● AVAILABLE DATA:
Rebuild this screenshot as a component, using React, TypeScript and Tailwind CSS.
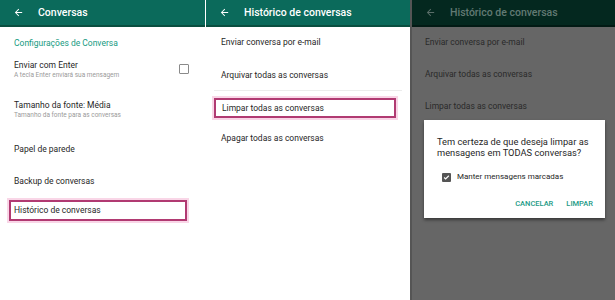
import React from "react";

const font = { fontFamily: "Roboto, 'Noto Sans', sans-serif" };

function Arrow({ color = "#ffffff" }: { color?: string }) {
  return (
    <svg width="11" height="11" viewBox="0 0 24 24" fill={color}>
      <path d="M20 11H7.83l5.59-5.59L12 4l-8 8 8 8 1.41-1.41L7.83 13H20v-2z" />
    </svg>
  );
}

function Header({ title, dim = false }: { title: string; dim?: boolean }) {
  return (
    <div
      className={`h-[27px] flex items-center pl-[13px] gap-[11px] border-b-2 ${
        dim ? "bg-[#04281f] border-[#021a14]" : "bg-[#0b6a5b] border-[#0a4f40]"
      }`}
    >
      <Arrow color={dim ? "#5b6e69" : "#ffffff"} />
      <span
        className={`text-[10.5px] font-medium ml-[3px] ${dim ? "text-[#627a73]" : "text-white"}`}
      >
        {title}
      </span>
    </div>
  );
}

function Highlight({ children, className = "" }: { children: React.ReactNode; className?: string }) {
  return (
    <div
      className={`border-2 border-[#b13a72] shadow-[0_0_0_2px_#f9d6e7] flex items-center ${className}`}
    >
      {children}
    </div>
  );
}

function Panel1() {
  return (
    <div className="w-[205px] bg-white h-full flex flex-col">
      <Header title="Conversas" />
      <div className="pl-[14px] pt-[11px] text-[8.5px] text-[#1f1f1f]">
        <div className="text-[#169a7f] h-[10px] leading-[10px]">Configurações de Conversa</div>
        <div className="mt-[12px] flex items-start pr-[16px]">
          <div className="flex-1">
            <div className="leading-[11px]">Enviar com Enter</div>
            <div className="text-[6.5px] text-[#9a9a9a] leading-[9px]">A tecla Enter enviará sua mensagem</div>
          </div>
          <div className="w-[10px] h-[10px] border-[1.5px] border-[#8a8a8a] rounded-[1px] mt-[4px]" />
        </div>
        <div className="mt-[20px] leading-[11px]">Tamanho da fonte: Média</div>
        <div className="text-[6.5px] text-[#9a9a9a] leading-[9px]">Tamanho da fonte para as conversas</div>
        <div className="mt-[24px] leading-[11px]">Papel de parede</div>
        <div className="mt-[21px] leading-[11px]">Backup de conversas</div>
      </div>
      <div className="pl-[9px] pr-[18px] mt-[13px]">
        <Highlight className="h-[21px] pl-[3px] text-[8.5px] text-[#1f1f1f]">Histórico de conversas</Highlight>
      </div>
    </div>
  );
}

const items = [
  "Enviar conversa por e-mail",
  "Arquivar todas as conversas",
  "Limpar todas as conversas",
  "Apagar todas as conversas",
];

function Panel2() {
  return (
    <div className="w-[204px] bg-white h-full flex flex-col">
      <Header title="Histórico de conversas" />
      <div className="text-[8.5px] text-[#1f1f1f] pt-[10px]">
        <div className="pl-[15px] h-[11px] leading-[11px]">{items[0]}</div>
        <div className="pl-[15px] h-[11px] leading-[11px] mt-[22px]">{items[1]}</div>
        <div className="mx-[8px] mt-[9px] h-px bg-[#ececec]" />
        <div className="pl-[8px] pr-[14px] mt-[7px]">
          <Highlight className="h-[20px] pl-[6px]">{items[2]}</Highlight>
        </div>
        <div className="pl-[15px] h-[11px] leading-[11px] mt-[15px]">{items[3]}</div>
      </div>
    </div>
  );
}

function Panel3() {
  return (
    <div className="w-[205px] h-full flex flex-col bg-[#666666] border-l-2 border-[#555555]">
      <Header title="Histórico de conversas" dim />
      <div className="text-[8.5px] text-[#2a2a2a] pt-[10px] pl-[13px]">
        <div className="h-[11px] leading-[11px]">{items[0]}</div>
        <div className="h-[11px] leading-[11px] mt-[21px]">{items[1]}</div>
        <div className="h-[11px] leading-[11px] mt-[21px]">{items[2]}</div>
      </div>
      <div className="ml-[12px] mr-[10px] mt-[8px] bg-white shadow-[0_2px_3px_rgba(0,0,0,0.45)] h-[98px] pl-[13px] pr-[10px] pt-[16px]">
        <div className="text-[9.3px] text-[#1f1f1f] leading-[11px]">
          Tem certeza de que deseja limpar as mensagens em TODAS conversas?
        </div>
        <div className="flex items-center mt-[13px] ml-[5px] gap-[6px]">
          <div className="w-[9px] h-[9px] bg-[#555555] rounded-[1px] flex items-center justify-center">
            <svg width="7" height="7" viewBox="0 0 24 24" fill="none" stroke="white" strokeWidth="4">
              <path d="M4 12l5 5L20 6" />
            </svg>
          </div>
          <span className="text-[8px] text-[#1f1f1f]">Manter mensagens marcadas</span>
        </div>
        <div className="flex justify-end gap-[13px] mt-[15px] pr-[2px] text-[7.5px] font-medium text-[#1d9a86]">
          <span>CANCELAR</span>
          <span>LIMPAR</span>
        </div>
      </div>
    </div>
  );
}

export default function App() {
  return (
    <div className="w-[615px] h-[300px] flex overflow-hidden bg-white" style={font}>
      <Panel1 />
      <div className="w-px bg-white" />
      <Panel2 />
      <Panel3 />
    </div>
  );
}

* * *

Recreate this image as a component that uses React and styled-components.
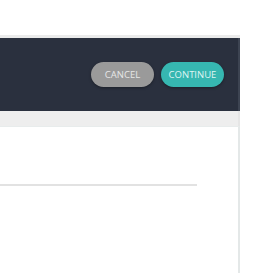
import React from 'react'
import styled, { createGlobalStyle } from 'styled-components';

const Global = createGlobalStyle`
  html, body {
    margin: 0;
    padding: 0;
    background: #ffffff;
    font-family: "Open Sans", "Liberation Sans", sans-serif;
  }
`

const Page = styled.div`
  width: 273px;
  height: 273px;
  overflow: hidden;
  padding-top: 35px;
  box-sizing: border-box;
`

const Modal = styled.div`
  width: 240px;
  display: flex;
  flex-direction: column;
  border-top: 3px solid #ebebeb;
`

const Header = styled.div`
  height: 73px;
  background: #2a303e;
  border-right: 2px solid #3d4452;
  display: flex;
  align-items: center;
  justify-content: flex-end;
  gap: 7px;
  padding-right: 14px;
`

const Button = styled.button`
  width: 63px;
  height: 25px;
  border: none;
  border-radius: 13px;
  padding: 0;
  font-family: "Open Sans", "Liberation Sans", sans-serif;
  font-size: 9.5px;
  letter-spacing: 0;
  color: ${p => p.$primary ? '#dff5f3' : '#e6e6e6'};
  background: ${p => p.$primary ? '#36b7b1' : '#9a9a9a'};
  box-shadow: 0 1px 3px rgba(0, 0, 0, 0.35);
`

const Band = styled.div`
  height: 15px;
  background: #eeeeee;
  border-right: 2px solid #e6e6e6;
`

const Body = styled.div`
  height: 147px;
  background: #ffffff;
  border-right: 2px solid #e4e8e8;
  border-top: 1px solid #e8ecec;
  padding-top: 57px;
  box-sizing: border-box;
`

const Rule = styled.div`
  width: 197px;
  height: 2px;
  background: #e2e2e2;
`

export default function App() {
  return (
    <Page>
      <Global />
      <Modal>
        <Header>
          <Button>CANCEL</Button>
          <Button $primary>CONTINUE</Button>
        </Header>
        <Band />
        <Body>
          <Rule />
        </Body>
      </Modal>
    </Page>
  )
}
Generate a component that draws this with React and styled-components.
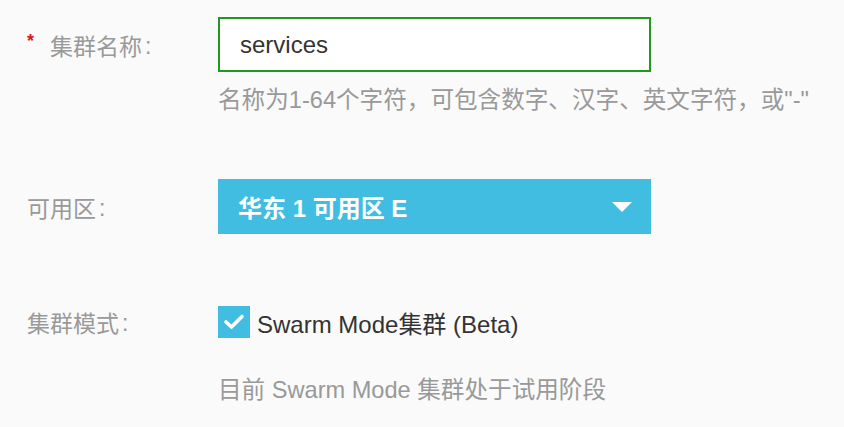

● EXERCISE:
Scan the material line by line and report each one that contains "components".

● RESULT FOR THIS EXERCISE:
Recreate this image as a component that uses React and styled-components.
import styled, { createGlobalStyle } from 'styled-components';
Generate a component that draws this with React and styled-components.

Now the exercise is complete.